Working in OSX can be a grinding experience for developers with assistance from the OS when you’re running a development machine. One of the niggles for me was having to enter user names and passwords when you start and stop services running on lower port numbers.

I’m not sure of the exact reason for this but can only assume that its because the OS ships with software using the ports. One prime example of this is trying to manage MAMP’s embedded Apache server running on port 80.
You can avoid the authentication by having an automator script do the work for you. Here are 2 examples of scripts to start/stop a local MAMP setup
on run {input, parameters}
do shell script "sudo /Applications/MAMP/Library/bin/apachectl
-k start" password "password" user name "username"
with administrator privileges
do shell script "/Applications/MAMP/Library/bin/mysqld_safe
--port=3306
--socket=/Applications/MAMP/tmp/mysql/mysql.sock
--lower_case_table_names=0
--pid-file=/Applications/MAMP/tmp/mysql/mysql.pid
--log-error=/Applications/MAMP/logs/mysql_error_log &"
return true
end run
and to stop the services…
on run {input, parameters}
do shell script "sudo /Applications/MAMP/Library/bin/apachectl
-k stop" password "password" user name "username"

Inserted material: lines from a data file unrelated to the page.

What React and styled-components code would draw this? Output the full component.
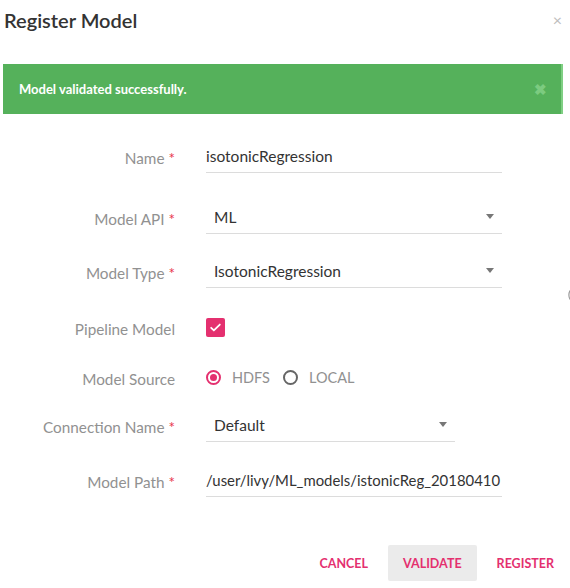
import React from "react";
import styled, { createGlobalStyle } from "styled-components";

const pink = "#e4306f";

const GlobalStyle = createGlobalStyle`
  html, body {
    margin: 0;
    padding: 0;
    background: #fff;
    font-family: "Lato", "Liberation Sans", sans-serif;
  }
`;

const Dialog = styled.div`
  width: 570px;
  height: 588px;
  position: relative;
  overflow: hidden;
  display: flex;
  flex-direction: column;
`;

const Header = styled.div`
  height: 40px;
  display: flex;
  align-items: center;
  justify-content: space-between;
  padding: 0 8px 0 4px;
`;

const Title = styled.h2`
  margin: 0;
  font-size: 20px;
  font-weight: 600;
  color: #333;
`;

const Close = styled.span`
  font-size: 16px;
  color: #bdbdbd;
  line-height: 1;
`;

const Alert = styled.div`
  margin: 24px 7px 0 3px;
  height: 50px;
  background: #55b15b;
  border-right: 2px solid #7fcf83;
  display: flex;
  align-items: center;
  justify-content: space-between;
  padding: 0 14px 0 16px;
  color: #fff;
  font-size: 13px;
  font-weight: 700;
`;

const AlertClose = styled.span`
  color: #7ccb80;
  font-size: 15px;
  font-weight: 700;
`;

const Form = styled.div`
  display: flex;
  flex-direction: column;
`;

const Row = styled.div`
  display: grid;
  grid-template-columns: 175px 1fr;
  column-gap: 31px;
  align-items: center;
  height: 34px;
  margin-top: ${(p) => p.$top}px;
`;

const Label = styled.label`
  text-align: right;
  color: #919191;
  font-size: 15.3px;
  padding-top: 3px;
`;

const Star = styled.span`
  color: #e8334a;
  margin-left: 4px;
`;

const Field = styled.div`
  box-sizing: border-box;
  width: ${(p) => p.$width}px;
  height: 34px;
  border-bottom: 1px solid #dcdcdc;
  display: flex;
  align-items: center;
  justify-content: space-between;
  padding-left: ${(p) => (p.$select ? 8 : 0)}px;
  padding-right: ${(p) => (p.$select ? 8 : 0)}px;
  font-size: ${(p) => p.$size || 15.5}px;
  color: #333;
  white-space: nowrap;
  overflow: hidden;
`;

const Caret = styled.span`
  width: 0;
  height: 0;
  border-left: 4px solid transparent;
  border-right: 4px solid transparent;
  border-top: 5px solid #777;
`;

const Check = styled.span`
  width: 19px;
  height: 19px;
  border-radius: 2px;
  background: ${pink};
  display: flex;
  align-items: center;
  justify-content: center;
`;

const Radios = styled.div`
  display: flex;
  align-items: center;
  gap: 11px;
  font-size: 14.5px;
  color: #919191;
`;

const Radio = styled.span`
  box-sizing: border-box;
  width: 15px;
  height: 15px;
  border-radius: 50%;
  border: 2px solid ${(p) => (p.$on ? pink : "#666")};
  display: flex;
  align-items: center;
  justify-content: center;
  margin-left: ${(p) => (p.$first ? 0 : 2)}px;
  &::after {
    content: "";
    width: 7px;
    height: 7px;
    border-radius: 50%;
    background: ${(p) => (p.$on ? pink : "transparent")};
  }
`;

const Footer = styled.div`
  margin-top: 48px;
  display: flex;
  justify-content: flex-end;
  gap: 5px;
  padding-right: 1px;
`;

const Button = styled.button`
  height: 36px;
  padding: 0 15px;
  border: none;
  border-radius: 2px;
  background: ${(p) => (p.$active ? "#ebebeb" : "transparent")};
  color: ${pink};
  font-family: inherit;
  font-size: 12.5px;
  font-weight: 700;
  text-transform: uppercase;
`;

const Edge = styled.svg`
  position: absolute;
  right: 0;
  top: 289px;
`;

const Select = ({ value, width = 296 }) => (
  <Field $select $width={width}>
    {value}
    <Caret />
  </Field>
);

export default function App() {
  return (
    <>
      <GlobalStyle />
      <Dialog>
        <Header>
          <Title>Register Model</Title>
          <Close>×</Close>
        </Header>
        <Alert>
          Model validated successfully.
          <AlertClose>✖</AlertClose>
        </Alert>
        <Form>
          <Row $top={25}>
            <Label>
              Name<Star>*</Star>
            </Label>
            <Field $width={296}>isotonicRegression</Field>
          </Row>
          <Row $top={27}>
            <Label>
              Model API<Star>*</Star>
            </Label>
            <Select value="ML" />
          </Row>
          <Row $top={20}>
            <Label>
              Model Type<Star>*</Star>
            </Label>
            <Select value="IsotonicRegression" />
          </Row>
          <Row $top={22}>
            <Label>Pipeline Model</Label>
            <Check>
              <svg width="13" height="13" viewBox="0 0 24 24" fill="none">
                <path
                  d="M4 12.5l5 5L20 6.5"
                  stroke="#fff"
                  strokeWidth="3.2"
                  strokeLinecap="round"
                  strokeLinejoin="round"
                />
              </svg>
            </Check>
          </Row>
          <Row $top={16}>
            <Label>Model Source</Label>
            <Radios>
              <Radio $on $first />
              HDFS
              <Radio />
              LOCAL
            </Radios>
          </Row>
          <Row $top={14}>
            <Label>
              Connection Name<Star>*</Star>
            </Label>
            <Select value="Default" width={249} />
          </Row>
          <Row $top={21}>
            <Label>
              Model Path<Star>*</Star>
            </Label>
            <Field $width={296} $size={14.9}>
              /user/livy/ML_models/istonicReg_20180410
            </Field>
          </Row>
        </Form>
        <Footer>
          <Button>Cancel</Button>
          <Button $active>Validate</Button>
          <Button>Register</Button>
        </Footer>
        <Edge width="3" height="12" viewBox="0 0 3 12">
          <path d="M3 1.5 Q0.8 6 3 10.5" stroke="#9a9a9a" strokeWidth="1.2" fill="none" />
        </Edge>
      </Dialog>
    </>
  );
}
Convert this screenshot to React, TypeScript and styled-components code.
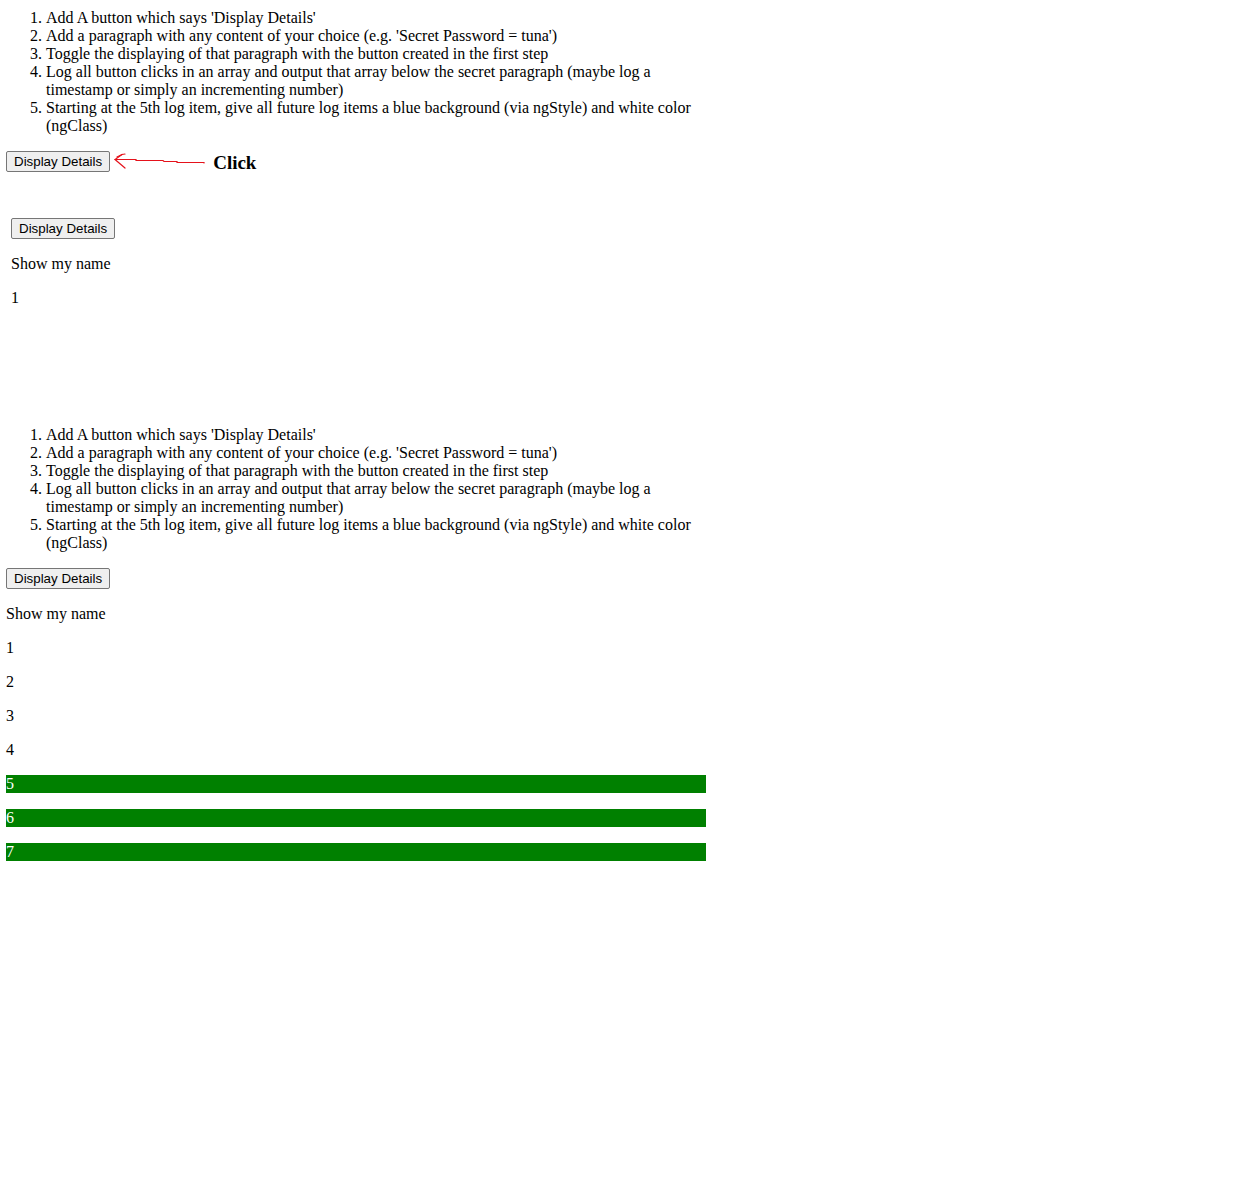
import React from "react";
import styled, { createGlobalStyle } from "styled-components";

const Global = createGlobalStyle`
  html, body { margin: 0; padding: 0; background: #fff; }
  body { font-family: "Liberation Serif", "Times New Roman", serif; font-size: 16px; line-height: 18px; color: #000; }
`;

const Page = styled.div`
  width: 700px;
  padding: 9px 0 0 6px;
`;

const Section = styled.section<{ $indent?: number; $top?: number }>`
  margin-left: ${(p) => p.$indent ?? 0}px;
  margin-top: ${(p) => p.$top ?? 0}px;
`;

const Steps = styled.ol`
  margin: 0 0 16px 0;
  padding-left: 40px;
  li { line-height: 18px; }
`;

const Btn = styled.button`
  font-family: "Liberation Sans", Arial, sans-serif;
  font-size: 13.333px;
  line-height: 15px;
  height: 21px;
  padding: 1px 7px;
  background: #efefef;
  color: #000;
  border: 1px solid #767676;
  border-radius: 2px;
  margin: 0;
  display: block;
`;

const ClickRow = styled.div`
  display: flex;
  align-items: center;
  height: 21px;
`;

const ClickLabel = styled.span`
  font-weight: bold;
  font-size: 19px;
  margin-left: 5px;
  margin-top: 3px;
`;

const Para = styled.p`
  margin: 16px 0 0 0;
  line-height: 18px;
`;

const LogItem = styled.p<{ $hi: boolean }>`
  margin: 16px 0 0 0;
  line-height: 18px;
  height: 18px;
  background: ${(p) => (p.$hi ? "#008000" : "transparent")};
  color: ${(p) => (p.$hi ? "#fff" : "#000")};
`;

const StepList = () => (
  <Steps>
    <li>Add A button which says 'Display Details'</li>
    <li>Add a paragraph with any content of your choice (e.g. 'Secret Password = tuna')</li>
    <li>Toggle the displaying of that paragraph with the button created in the first step</li>
    <li>Log all button clicks in an array and output that array below the secret paragraph (maybe log a timestamp or simply an incrementing number)</li>
    <li>Starting at the 5th log item, give all future log items a blue background (via ngStyle) and white color (ngClass)</li>
  </Steps>
);

const Arrow = () => (
  <svg width="96" height="21" viewBox="0 0 96 21" style={{ marginLeft: 2 }}>
    <g fill="none" stroke="#e5121b" strokeWidth="1.2" strokeLinecap="round">
      <path d="M5 6 L10 3.5" />
      <path d="M13 3 L10 3.5 L3 8.5 L13 17" />
      <path d="M3 8.5 L24 8.5 L24 9.5 L51 9.5 L52 10.5 L65 10.5 L65 11.5 L92 11.5 L92 12" />
    </g>
  </svg>
);

export default function App() {
  const logs = [1, 2, 3, 4, 5, 6, 7];
  return (
    <>
      <Global />
      <Page>
        <Section>
          <StepList />
          <ClickRow>
            <Btn>Display Details</Btn>
            <Arrow />
            <ClickLabel>Click</ClickLabel>
          </ClickRow>
        </Section>
        <Section $indent={5} $top={46}>
          <Btn>Display Details</Btn>
          <Para>Show my name</Para>
          <LogItem $hi={false}>1</LogItem>
        </Section>
        <Section $top={119}>
          <StepList />
          <Btn>Display Details</Btn>
          <Para>Show my name</Para>
          {logs.map((n) => (
            <LogItem key={n} $hi={n >= 5}>
              {n}
            </LogItem>
          ))}
        </Section>
      </Page>
    </>
  );
}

with administrator privileges
do shell script "/Applications/MAMP/Library/bin/mysqladmin
-u root -proot
--socket=/Applications/MAMP/tmp/mysql/mysql.sock shutdown"
return input
end run
The one problem I’ve found is that once you run the start script, you do tend to get an applescript running icon for a while, but as long as this doesn’t bother you then problem solved.